1. **P0**: Add `session_id` label to all metrics
2. **P0**: Remove unused `isDbAvailable` import or implement DB persistence
3. **P1**: Add cost/token metrics
4. **P1**: Fix label value escaping
5. **P1**: Add metric name validation
6. **P2**: Add retry with backoff for flush failures
7. **P2**: Add final flush on process exit
8. **P2**: Consider a `metrics` table in `sf.db` as source of truth

### RA.Aid Patterns Worth Adopting

1. **Trajectory-style event logging**: Every metric should have a corresponding event in the audit/trajectory system
2. **Session-scoped connections**: All observability should be filterable by session
3. **Per-tool cost tracking**: Every tool call should record cost and tokens
4. **Error detail preservation**: When metrics indicate failure, the detail should be queryable

---

## Conclusion

`metrics-central.js` is a solid Prometheus-compatible metrics layer that fills a real gap in SF's observability.

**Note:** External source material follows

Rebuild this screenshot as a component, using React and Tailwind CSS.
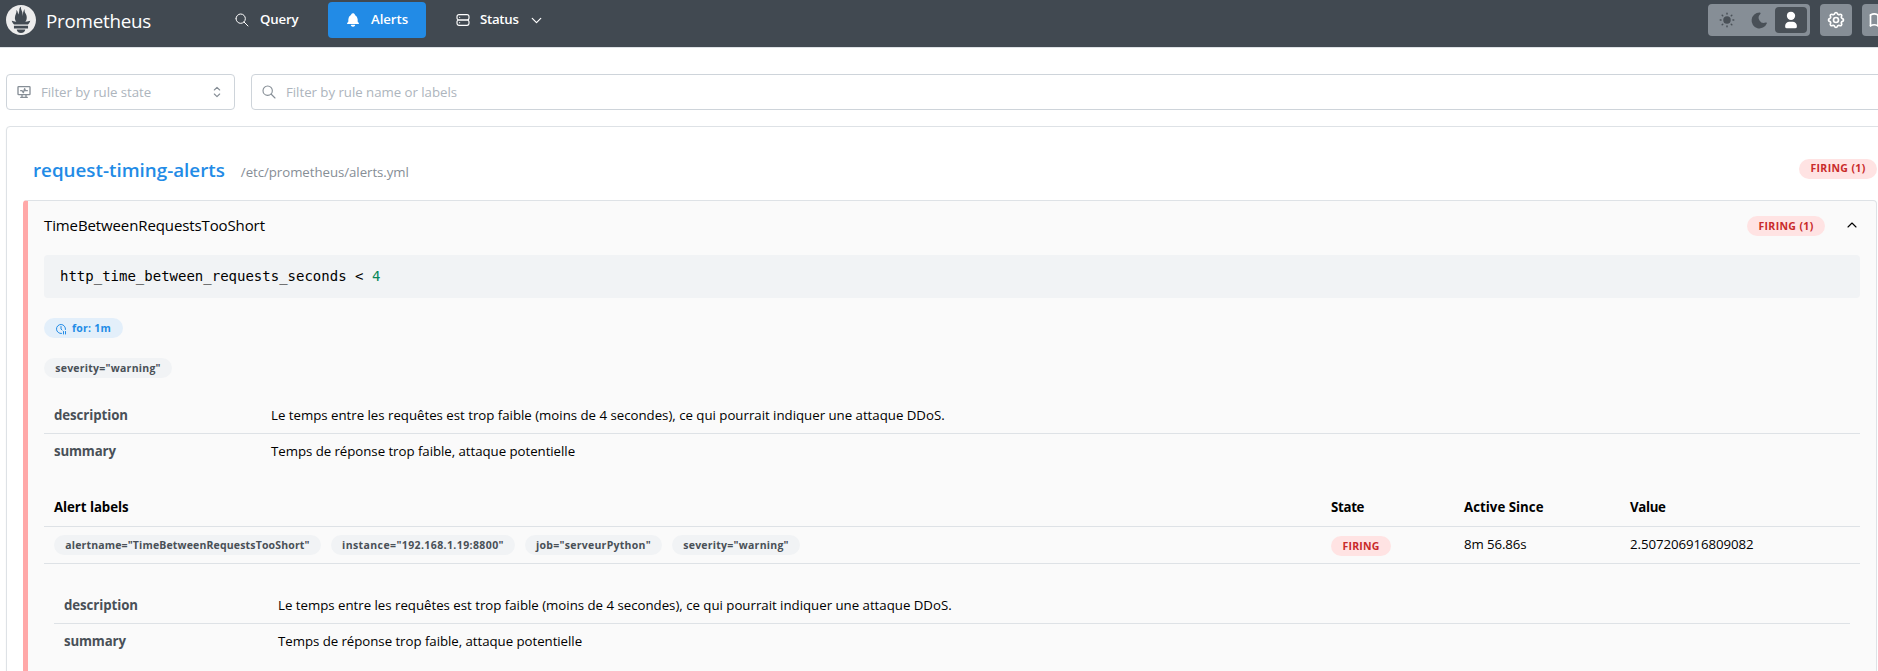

However, it prioritizes **exposition format** over **observability depth**. RA.Aid's trajectory model is superior for debugging and audit because it preserves every event.

The right path forward:
1. Keep metrics-central for Prometheus output (Grafana compatibility)
2. Add a `metrics` table to `sf.db` for queryable aggregation
3. Ensure every metric has a corresponding audit/trajectory event
4. Add session scoping and cost tracking

This gives us the best of both worlds: Prometheus for dashboards, SQLite for queries, and trajectory for debugging.